[start Provided entries]

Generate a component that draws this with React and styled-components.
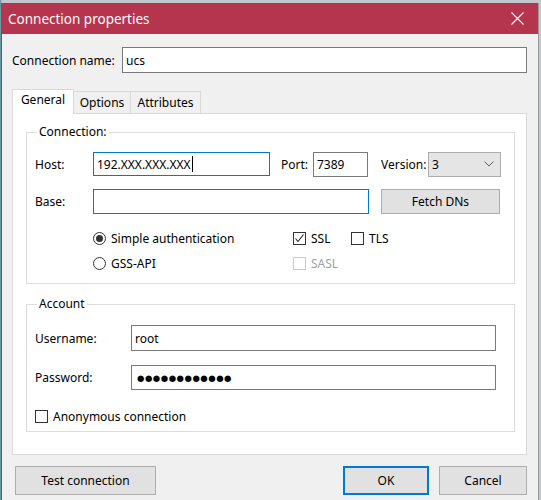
import React from 'react';
import styled, { createGlobalStyle } from 'styled-components';

const FONT = `"Noto Sans", "Open Sans", "DejaVu Sans", sans-serif`;

const colors = {
  TITLE: '#b5354f',
  FACE: '#f0f0f0',
  WHITE: '#ffffff',
  TAB_BORDER: '#d9d9d9',
  GROUP_BORDER: '#dcdcdc',
  INPUT_BORDER: '#7a7a7a',
  FOCUS: '#0078d7',
  BUTTON: '#e1e1e1',
  BUTTON_BORDER: '#adadad',
  DISABLED: '#a0a0a0',
  INK: '#000000',
};

const GlobalStyle = createGlobalStyle`
  html, body {
    margin: 0;
    padding: 0;
    background: #c3c6ca;
  }
  body {
    font-family: ${FONT};
    font-size: 12px;
    color: ${colors.INK};
  }
`;

const Desktop = styled.div`
  width: 541px;
  height: 500px;
  overflow: hidden;
  box-sizing: border-box;
  padding: 3px 2px 0 1px;
  background: linear-gradient(90deg, #3a8b95 0, #9aa3ad 1px, #c3c6ca 2px);
`;

const Window = styled.div`
  width: 538px;
  height: 497px;
  box-sizing: border-box;
  border-left: 1px solid ${colors.TITLE};
  border-right: 1px solid #9a9a9a;
  background: ${colors.FACE};
  display: flex;
  flex-direction: column;
`;

const TitleBar = styled.div`
  height: 31px;
  flex: none;
  background: ${colors.TITLE};
  color: ${colors.WHITE};
  font-size: 13.5px;
  display: flex;
  align-items: center;
  justify-content: space-between;
  padding: 0 14px 0 6px;
`;

const Body = styled.div`
  padding: 13px 11px 0 10px;
  display: flex;
  flex-direction: column;
`;

const NameRow = styled.div`
  display: flex;
  align-items: center;
  padding-left: 0;
`;

const Label = styled.div`
  width: ${p => p.w}px;
  flex: none;
  white-space: nowrap;
  color: ${p => (p.disabled ? colors.DISABLED : colors.INK)};
`;

const Field = styled.div`
  box-sizing: border-box;
  width: ${p => (p.w ? `${p.w}px` : 'auto')};
  flex: ${p => (p.w ? 'none' : '1')};
  height: ${p => p.h || 25}px;
  background: ${colors.WHITE};
  border: 1px solid ${p => (p.focus ? colors.FOCUS : colors.INPUT_BORDER)};
  padding-left: 3px;
  display: flex;
  align-items: center;
  white-space: nowrap;
  overflow: hidden;
`;

const Caret = styled.span`
  display: inline-block;
  width: 1px;
  height: 16px;
  background: ${colors.INK};
  margin-left: 1px;
`;

const Dots = styled.span`
  font-family: "DejaVu Sans", sans-serif;
  font-size: 8.5px;
  letter-spacing: 0.5px;
  padding-left: 2px;
`;

const TabStrip = styled.div`
  display: flex;
  align-items: flex-end;
  margin-top: 16px;
  height: 24px;
  position: relative;
  z-index: 1;
`;

const Tab = styled.div`
  box-sizing: border-box;
  width: ${p => p.w}px;
  height: ${p => (p.active ? 25 : 22)}px;
  margin-bottom: ${p => (p.active ? -1 : 0)}px;
  background: ${p => (p.active ? colors.WHITE : colors.FACE)};
  border: 1px solid ${colors.TAB_BORDER};
  border-bottom: none;
  margin-left: ${p => (p.active ? 0 : -1)}px;
  padding-top: ${p => (p.active ? 1 : 2)}px;
  text-align: center;
`;

const Panel = styled.div`
  box-sizing: border-box;
  height: 342px;
  background: ${colors.WHITE};
  border: 1px solid ${colors.TAB_BORDER};
  padding: 10px 11px 0 13px;
  display: flex;
  flex-direction: column;
  gap: 12px;
`;

const Group = styled.fieldset`
  margin: 0;
  border: 1px solid ${colors.GROUP_BORDER};
  padding: 0 8px ${p => p.pb}px 8px;
  display: flex;
  flex-direction: column;
  min-inline-size: 0;
`;

const Legend = styled.legend`
  padding: 0 2px;
  margin-left: 2px;
  line-height: 16px;
`;

const Row = styled.div`
  display: flex;
  align-items: center;
  margin-top: ${p => p.mt || 0}px;
  height: ${p => p.h || 16}px;
`;

const Gap = styled.div`
  width: ${p => p.w}px;
  flex: none;
`;

const Select = styled.div`
  box-sizing: border-box;
  width: 73px;
  height: 25px;
  background: #e5e5e5;
  border: 1px solid ${colors.BUTTON_BORDER};
  padding: 0 6px 0 3px;
  display: flex;
  align-items: center;
  justify-content: space-between;
`;

const Button = styled.div`
  box-sizing: border-box;
  width: ${p => p.w}px;
  height: ${p => p.h || 29}px;
  background: ${colors.BUTTON};
  border: ${p => (p.primary ? `2px solid ${colors.FOCUS}` : `1px solid ${colors.BUTTON_BORDER}`)};
  display: flex;
  align-items: center;
  justify-content: center;
  flex: none;
`;

const Choice = styled.div`
  display: flex;
  align-items: center;
  gap: 5px;
  width: ${p => (p.w ? `${p.w}px` : 'auto')};
  flex: none;
  color: ${p => (p.disabled ? colors.DISABLED : colors.INK)};
`;

const Box = styled.div`
  box-sizing: border-box;
  width: 13px;
  height: 13px;
  border: 1px solid ${p => (p.disabled ? '#cccccc' : '#333333')};
  background: ${colors.WHITE};
  display: flex;
  align-items: center;
  justify-content: center;
`;

const Round = styled(Box)`
  border-radius: 50%;
  &::after {
    content: '';
    width: 7px;
    height: 7px;
    border-radius: 50%;
    background: ${p => (p.checked ? '#333333' : 'transparent')};
  }
`;

const ButtonBar = styled.div`
  display: flex;
  align-items: center;
  margin-top: 11px;
  padding-left: 3px;
`;

const Spacer = styled.div`
  flex: 1;
`;

const CloseIcon = () => (
  <svg width="13" height="13" viewBox="0 0 13 13">
    <path d="M0.5 0.5 L12.5 12.5 M12.5 0.5 L0.5 12.5" stroke="#fff" strokeWidth="1.1" />
  </svg>
);

const Chevron = () => (
  <svg width="10" height="6" viewBox="0 0 10 6">
    <path d="M0.5 0.5 L5 5 L9.5 0.5" stroke="#606060" strokeWidth="1" fill="none" />
  </svg>
);

const Check = () => (
  <svg width="11" height="11" viewBox="0 0 11 11">
    <path d="M1.5 5.5 L4 8.5 L9.5 1.5" stroke="#222" strokeWidth="1.1" fill="none" />
  </svg>
);

const Checkbox = ({ checked, disabled, w, children }) => (
  <Choice w={w} disabled={disabled}>
    <Box disabled={disabled}>{checked && <Check />}</Box>
    {children}
  </Choice>
);

const Radio = ({ checked, w, children }) => (
  <Choice w={w}>
    <Round checked={checked} />
    {children}
  </Choice>
);

export default function App() {
  return (
    <>
      <GlobalStyle />
      <Desktop>
        <Window>
          <TitleBar>
            <span>Connection properties</span>
            <CloseIcon />
          </TitleBar>
          <Body>
            <NameRow>
              <Label w={110}>Connection name:</Label>
              <Field h={26}>ucs</Field>
            </NameRow>

            <TabStrip>
              <Tab active w={62}>General</Tab>
              <Tab w={58}>Options</Tab>
              <Tab w={71}>Attributes</Tab>
            </TabStrip>

            <Panel>
              <Group pb={12}>
                <Legend>Connection:</Legend>
                <Row h={24} mt={12}>
                  <Label w={58}>Host:</Label>
                  <Field w={177} h={24} focus>
                    192.XXX.XXX.XXX<Caret />
                  </Field>
                  <Gap w={11} />
                  <Label w={32}>Port:</Label>
                  <Field w={55} h={25}>7389</Field>
                  <Gap w={13} />
                  <Label w={47}>Version:</Label>
                  <Select>
                    <span>3</span>
                    <Chevron />
                  </Select>
                </Row>
                <Row h={25} mt={13}>
                  <Label w={58}>Base:</Label>
                  <Field w={276} h={25} focus />
                  <Gap w={12} />
                  <Button w={119} h={25}>Fetch DNs</Button>
                </Row>
                <Row mt={16}>
                  <Gap w={58} />
                  <Radio checked w={200}>Simple authentication</Radio>
                  <Checkbox checked w={58}>SSL</Checkbox>
                  <Checkbox>TLS</Checkbox>
                </Row>
                <Row mt={9}>
                  <Gap w={58} />
                  <Radio w={200}>GSS-API</Radio>
                  <Checkbox disabled>SASL</Checkbox>
                </Row>
              </Group>

              <Group pb={7}>
                <Legend>Account</Legend>
                <Row h={26} mt={13}>
                  <Label w={96}>Username:</Label>
                  <Field w={365} h={26}>root</Field>
                </Row>
                <Row h={25} mt={14}>
                  <Label w={96}>Password:</Label>
                  <Field w={365} h={25}>
                    <Dots>●●●●●●●●●●●●</Dots>
                  </Field>
                </Row>
                <Row mt={18}>
                  <Checkbox>Anonymous connection</Checkbox>
                </Row>
              </Group>
            </Panel>

            <ButtonBar>
              <Button w={141}>Test connection</Button>
              <Spacer />
              <Button primary w={86}>OK</Button>
              <Gap w={10} />
              <Button w={88}>Cancel</Button>
            </ButtonBar>
          </Body>
        </Window>
      </Desktop>
    </>
  );
}
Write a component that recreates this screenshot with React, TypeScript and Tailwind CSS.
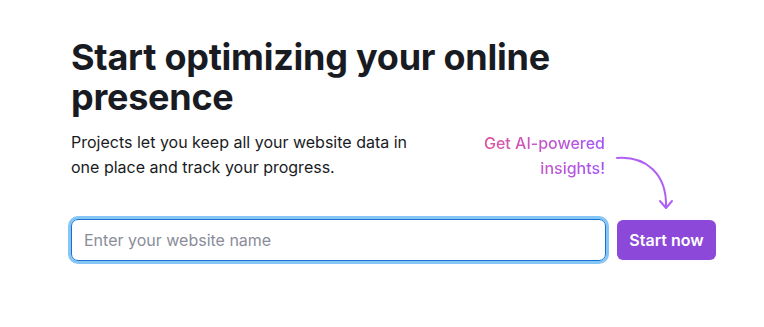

[end Provided entries]

Your instructions: What is the number of lines that hold the string "components"? Reply with that number alone.

Task output: 2